=== Prompt ===
Check each line of the material below, and copy it if it holds the string "React".

=== Material ===
※ ※ ※
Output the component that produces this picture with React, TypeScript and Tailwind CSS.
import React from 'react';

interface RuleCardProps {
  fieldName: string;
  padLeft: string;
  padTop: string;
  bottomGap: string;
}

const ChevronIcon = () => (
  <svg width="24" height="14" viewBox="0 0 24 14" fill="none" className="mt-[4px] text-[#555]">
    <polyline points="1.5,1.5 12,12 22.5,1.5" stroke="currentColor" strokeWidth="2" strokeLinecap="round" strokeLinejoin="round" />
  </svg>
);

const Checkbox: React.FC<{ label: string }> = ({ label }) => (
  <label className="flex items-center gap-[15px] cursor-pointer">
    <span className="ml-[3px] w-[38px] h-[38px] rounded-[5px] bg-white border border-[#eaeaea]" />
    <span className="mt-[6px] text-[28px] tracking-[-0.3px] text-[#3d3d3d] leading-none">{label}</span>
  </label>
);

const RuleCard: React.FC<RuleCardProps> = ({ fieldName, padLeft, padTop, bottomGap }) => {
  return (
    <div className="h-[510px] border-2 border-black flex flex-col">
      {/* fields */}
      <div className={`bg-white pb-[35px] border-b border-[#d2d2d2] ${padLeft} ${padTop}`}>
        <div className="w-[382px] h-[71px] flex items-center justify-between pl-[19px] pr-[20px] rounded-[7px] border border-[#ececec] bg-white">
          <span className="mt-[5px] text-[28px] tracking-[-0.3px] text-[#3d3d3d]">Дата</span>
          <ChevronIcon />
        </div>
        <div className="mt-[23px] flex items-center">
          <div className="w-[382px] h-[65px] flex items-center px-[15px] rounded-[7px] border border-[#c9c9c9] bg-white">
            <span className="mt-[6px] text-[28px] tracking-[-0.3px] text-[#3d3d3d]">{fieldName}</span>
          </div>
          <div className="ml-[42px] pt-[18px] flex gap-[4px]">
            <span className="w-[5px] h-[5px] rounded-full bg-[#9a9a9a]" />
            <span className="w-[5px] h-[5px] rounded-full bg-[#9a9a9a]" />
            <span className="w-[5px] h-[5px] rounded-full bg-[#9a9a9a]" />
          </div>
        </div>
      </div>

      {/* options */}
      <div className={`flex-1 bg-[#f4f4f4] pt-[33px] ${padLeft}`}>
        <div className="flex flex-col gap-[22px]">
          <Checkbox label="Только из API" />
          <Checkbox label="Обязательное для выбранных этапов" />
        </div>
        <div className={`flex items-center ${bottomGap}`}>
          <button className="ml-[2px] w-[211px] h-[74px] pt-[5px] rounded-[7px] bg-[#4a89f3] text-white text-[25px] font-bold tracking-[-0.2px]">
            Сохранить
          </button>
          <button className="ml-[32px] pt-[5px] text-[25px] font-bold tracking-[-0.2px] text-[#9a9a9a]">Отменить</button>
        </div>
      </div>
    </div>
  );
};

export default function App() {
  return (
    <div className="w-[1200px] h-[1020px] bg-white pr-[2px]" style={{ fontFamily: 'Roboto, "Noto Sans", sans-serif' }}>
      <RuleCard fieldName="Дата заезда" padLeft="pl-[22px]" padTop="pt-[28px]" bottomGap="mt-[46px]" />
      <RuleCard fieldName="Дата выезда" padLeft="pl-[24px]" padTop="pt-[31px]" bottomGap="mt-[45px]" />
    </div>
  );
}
※ ※ ※
=== Problem solution ===
Output the component that produces this picture with React, TypeScript and Tailwind CSS.
import React from 'react';
const Checkbox: React.FC<{ label: string }> = ({ label }) => (
const RuleCard: React.FC<RuleCardProps> = ({ fieldName, padLeft, padTop, bottomGap }) => {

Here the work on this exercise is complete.